Following Liz Magill’s resignation and a rise in antisemitism and other forms of hate, there are calls for the University of Pennsylvania to reevaluate its policy on free expression. Claire Finkelstein, who sits on Penn’s Committee on Open Expression and is chair of University of Pennsylvania Carey Law School’s Committee on Academic Freedom, argued in The Washington Post that it is “time for university presidents to rethink the role that open expression and academic freedom play in the educational mission of their institutions.”
Penn, a private institution, has wide latitude to craft its own policies on free expression. It is not bound by the First Amendment.
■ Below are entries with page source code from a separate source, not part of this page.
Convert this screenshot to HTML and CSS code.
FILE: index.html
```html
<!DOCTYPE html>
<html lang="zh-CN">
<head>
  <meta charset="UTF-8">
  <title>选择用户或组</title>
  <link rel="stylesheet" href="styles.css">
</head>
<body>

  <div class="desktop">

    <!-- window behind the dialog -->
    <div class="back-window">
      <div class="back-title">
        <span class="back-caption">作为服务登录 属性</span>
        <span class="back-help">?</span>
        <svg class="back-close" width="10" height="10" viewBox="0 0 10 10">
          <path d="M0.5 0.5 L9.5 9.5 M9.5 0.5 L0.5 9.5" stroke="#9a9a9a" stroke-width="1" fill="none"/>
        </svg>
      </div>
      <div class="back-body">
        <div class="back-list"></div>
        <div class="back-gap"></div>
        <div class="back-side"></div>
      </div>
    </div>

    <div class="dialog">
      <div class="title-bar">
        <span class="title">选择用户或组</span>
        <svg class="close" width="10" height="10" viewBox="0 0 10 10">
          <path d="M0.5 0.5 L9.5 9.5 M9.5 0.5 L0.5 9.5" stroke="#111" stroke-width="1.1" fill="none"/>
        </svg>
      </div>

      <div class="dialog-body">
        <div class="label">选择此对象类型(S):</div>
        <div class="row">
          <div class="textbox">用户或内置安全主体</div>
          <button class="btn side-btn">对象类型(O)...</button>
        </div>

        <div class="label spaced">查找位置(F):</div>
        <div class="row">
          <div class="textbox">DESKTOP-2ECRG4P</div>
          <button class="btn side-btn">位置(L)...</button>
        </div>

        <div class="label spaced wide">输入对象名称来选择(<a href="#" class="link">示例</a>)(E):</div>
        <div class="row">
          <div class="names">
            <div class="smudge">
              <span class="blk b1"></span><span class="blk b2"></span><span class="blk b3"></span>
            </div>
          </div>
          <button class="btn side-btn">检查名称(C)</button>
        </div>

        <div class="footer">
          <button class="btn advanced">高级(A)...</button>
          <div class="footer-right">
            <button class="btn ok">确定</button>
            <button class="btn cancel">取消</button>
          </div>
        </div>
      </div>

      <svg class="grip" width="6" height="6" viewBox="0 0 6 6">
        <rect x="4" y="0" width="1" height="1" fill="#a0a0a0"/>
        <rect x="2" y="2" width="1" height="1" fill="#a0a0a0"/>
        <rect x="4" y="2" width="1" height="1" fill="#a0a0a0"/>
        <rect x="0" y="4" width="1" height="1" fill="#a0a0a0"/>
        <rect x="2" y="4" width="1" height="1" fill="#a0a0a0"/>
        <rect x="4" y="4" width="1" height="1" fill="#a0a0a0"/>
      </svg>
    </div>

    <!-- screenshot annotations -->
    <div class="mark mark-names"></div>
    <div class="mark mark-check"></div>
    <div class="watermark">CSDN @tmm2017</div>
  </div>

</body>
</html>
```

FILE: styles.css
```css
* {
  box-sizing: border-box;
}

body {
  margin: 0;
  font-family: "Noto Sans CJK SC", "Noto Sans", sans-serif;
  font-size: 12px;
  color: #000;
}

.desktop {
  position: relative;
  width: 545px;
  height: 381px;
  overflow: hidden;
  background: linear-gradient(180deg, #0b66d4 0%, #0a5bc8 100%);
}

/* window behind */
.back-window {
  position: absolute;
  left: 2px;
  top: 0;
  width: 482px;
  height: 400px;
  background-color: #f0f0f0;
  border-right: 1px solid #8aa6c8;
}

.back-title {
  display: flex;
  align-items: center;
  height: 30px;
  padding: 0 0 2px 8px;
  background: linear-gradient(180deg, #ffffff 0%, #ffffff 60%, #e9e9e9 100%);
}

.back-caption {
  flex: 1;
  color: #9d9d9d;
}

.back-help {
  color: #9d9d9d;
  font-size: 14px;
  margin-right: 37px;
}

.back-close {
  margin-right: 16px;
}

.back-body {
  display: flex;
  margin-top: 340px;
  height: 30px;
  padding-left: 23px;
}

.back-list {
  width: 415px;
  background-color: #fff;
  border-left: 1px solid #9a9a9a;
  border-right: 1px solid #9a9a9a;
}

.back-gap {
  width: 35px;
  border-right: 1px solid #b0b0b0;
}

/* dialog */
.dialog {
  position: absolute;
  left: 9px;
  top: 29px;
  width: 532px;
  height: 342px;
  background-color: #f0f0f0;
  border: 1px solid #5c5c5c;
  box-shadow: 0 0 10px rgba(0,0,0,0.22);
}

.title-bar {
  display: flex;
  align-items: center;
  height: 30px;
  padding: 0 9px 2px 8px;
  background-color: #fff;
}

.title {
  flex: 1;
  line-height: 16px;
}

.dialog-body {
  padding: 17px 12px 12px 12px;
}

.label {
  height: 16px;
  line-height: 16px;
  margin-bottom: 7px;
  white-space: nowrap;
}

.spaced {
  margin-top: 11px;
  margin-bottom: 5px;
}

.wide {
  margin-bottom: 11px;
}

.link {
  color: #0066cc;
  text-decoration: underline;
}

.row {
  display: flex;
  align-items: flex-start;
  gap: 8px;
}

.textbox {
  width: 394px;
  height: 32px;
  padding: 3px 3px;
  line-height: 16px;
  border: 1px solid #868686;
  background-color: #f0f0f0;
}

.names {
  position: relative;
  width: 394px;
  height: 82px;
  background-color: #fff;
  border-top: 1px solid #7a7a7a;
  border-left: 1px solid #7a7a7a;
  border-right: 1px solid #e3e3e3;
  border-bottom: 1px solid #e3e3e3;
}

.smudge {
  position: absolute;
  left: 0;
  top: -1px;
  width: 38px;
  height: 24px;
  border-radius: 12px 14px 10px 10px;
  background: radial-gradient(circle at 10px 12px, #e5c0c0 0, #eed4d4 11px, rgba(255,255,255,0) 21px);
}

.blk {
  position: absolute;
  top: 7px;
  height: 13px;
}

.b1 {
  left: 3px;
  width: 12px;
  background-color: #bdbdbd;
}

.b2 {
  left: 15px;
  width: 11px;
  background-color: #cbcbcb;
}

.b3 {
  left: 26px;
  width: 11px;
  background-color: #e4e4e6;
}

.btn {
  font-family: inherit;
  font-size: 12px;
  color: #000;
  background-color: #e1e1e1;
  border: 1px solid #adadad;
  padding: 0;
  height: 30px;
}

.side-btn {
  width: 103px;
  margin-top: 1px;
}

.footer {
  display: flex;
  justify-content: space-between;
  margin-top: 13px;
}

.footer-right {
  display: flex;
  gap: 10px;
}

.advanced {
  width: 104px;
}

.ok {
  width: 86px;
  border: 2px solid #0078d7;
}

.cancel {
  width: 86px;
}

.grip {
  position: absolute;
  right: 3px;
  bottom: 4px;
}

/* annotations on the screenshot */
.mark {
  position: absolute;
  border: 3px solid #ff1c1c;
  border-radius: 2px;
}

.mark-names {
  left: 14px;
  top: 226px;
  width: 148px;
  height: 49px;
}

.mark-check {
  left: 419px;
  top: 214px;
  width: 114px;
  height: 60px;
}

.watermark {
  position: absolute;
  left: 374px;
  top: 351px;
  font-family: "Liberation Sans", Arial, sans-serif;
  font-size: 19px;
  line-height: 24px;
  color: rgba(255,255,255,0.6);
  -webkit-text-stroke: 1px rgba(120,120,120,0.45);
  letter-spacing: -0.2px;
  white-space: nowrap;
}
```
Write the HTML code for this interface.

Nevertheless, recognizing the importance of free inquiry in a university setting, Penn has developed a speech code that, in many respects, mirrors First Amendment doctrine and values. Finkelstein is correct to point out that Penn has often failed to live up to these values in practice. But a failure to consistently uphold free speech principles does not mean that a commitment to these values should be curtailed.
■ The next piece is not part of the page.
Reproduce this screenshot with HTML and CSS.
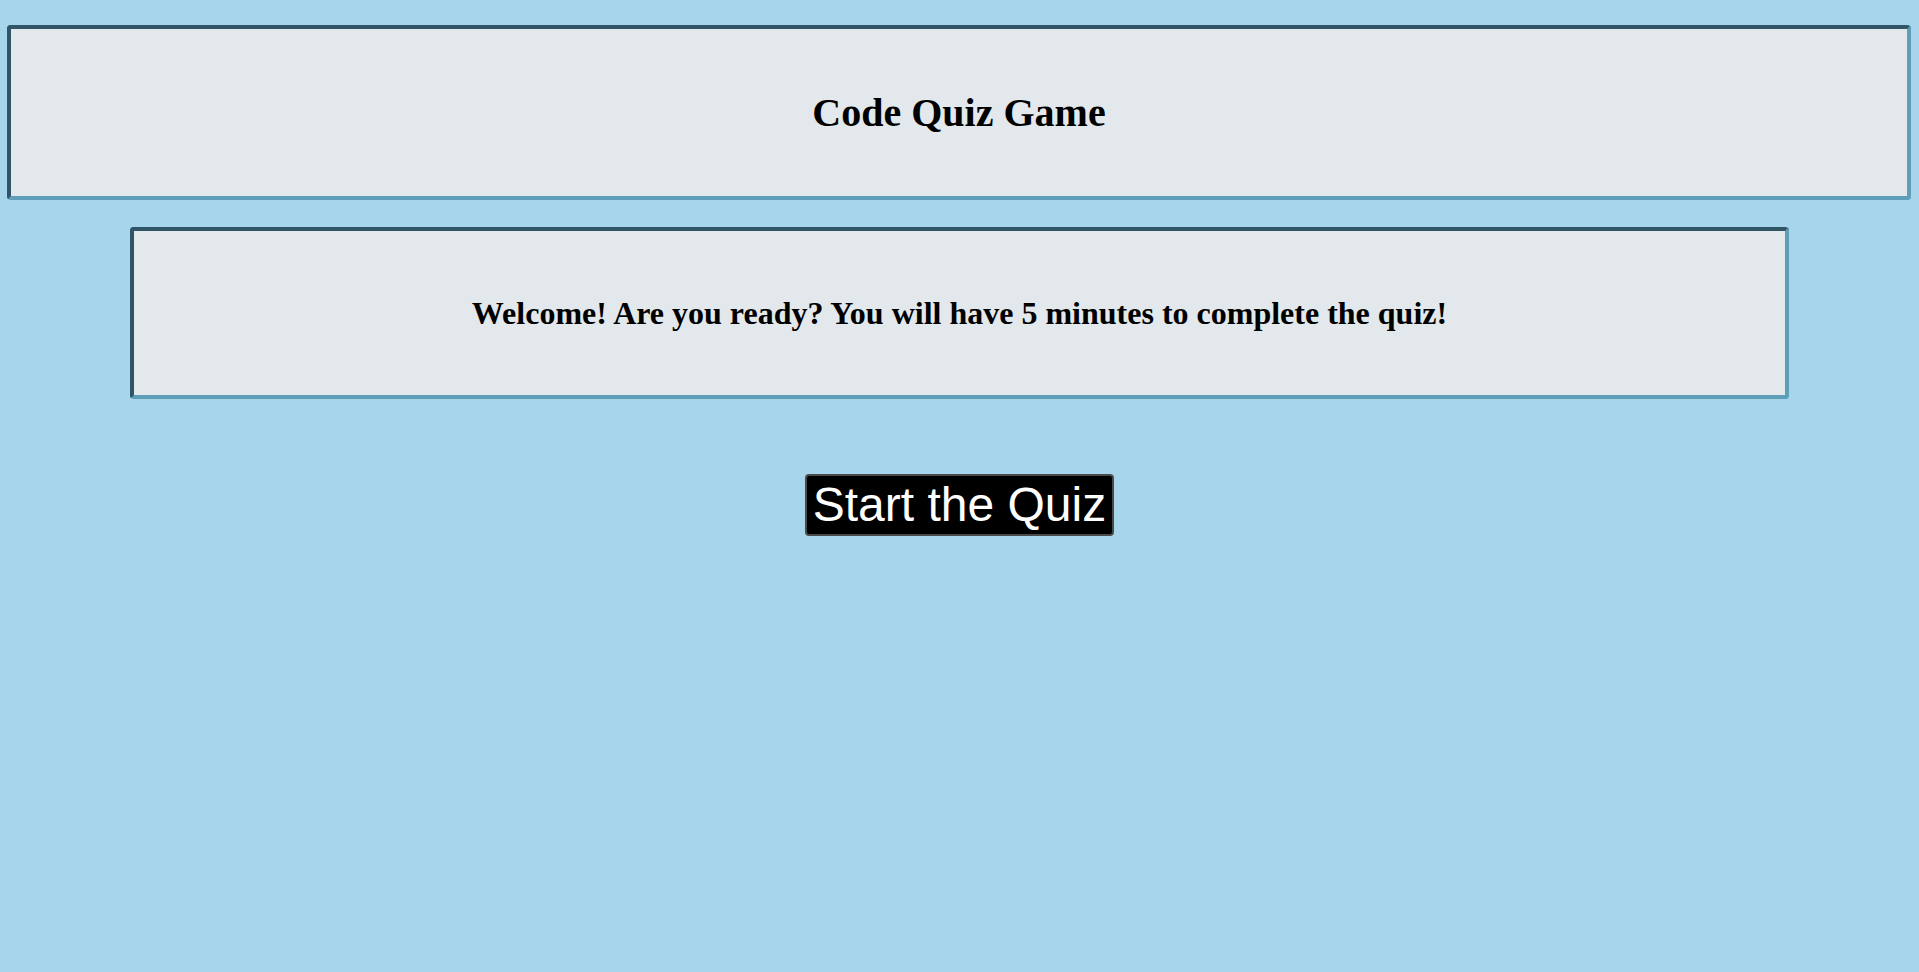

Finkelstein’s proposal to reevaluate Penn’s speech codes is misguided. She asserts that “calls for genocide against Jews — or even proxies for such sentiments, such as calling for intifada against Jews or the elimination of Israel by chanting ‘from the river to the sea’ — are, in the present context, calls for violence against a discrete ethnic or religious group.”
A speech policy that sanctions “proxy” speech is functionally unworkable. What one person interprets as an expression equivalent to urging genocide, another might interpret as classic free speech. For instance, imagine that I stand in Penn Carey Law’s courtyard and chant: “Israel has a right to defend itself. Israel should continue to bomb Gaza until the hostages are released. No cease-fire.” Undoubtedly, some would view my words as advocating genocide. Conversely, imagine I chant: “Israel has no right to exist; from the river to the sea, Palestine will be free.” Again, some would view my words as advocating genocide.
This issue extends beyond the Israel-Palestine conflict. Under Finkelstein’s proposal, might students who argue for the rights of pregnant women be accused of calling for genocide against unborn fetuses? Would protesters who call for the end of American involvement in Russia’s war against Ukraine be accused of sanctioning genocide against citizens of Ukraine?
Some may question the moral equivalency of these statements. But that is exactly the point. Under Finkelstein’s proposal, university administrators would be tasked with determining what constitutes sanctionable “proxy” speech. Magill, who endorsed free speech on campus while president, changed course in the face of donor revolt. (Marc Rowan, Chair of Wharton’s Board of Advisors, sent at least 40 days of “protest” emails to Penn Board of Trustees, urging Magill’s resignation.) The fact that the determination as to what constitutes actionable “proxy” speech can be influenced by the demands of donors is even more troubling. Calls for moral clarity may soon give way to censorship.
Finkelstein argues that “privileging free speech on campus relative to other values emphasizes skills that pose the greatest challenge to our democracy and fails to cultivate the skills democratic societies most need,” including “the ability to engage in reasoned dialogue with people who have moral and political differences.” Such an articulation turns the value of free expression on its head. As this country’s history has demonstrated time and time again — from abolitionism to the civil rights movement to protests against the Vietnam War — free speech is not an impediment to reasoned dialogue or moral reflection. Rather, it is the very foundation.
Our “profound national commitment” to free speech — including speech we find abhorrent — has been fundamental in bringing about social, political, and scientific progress. To that end, Penn should reaffirm its institutional commitment to the protection of free expression and the equal enforcement of its policies, regardless of the political message.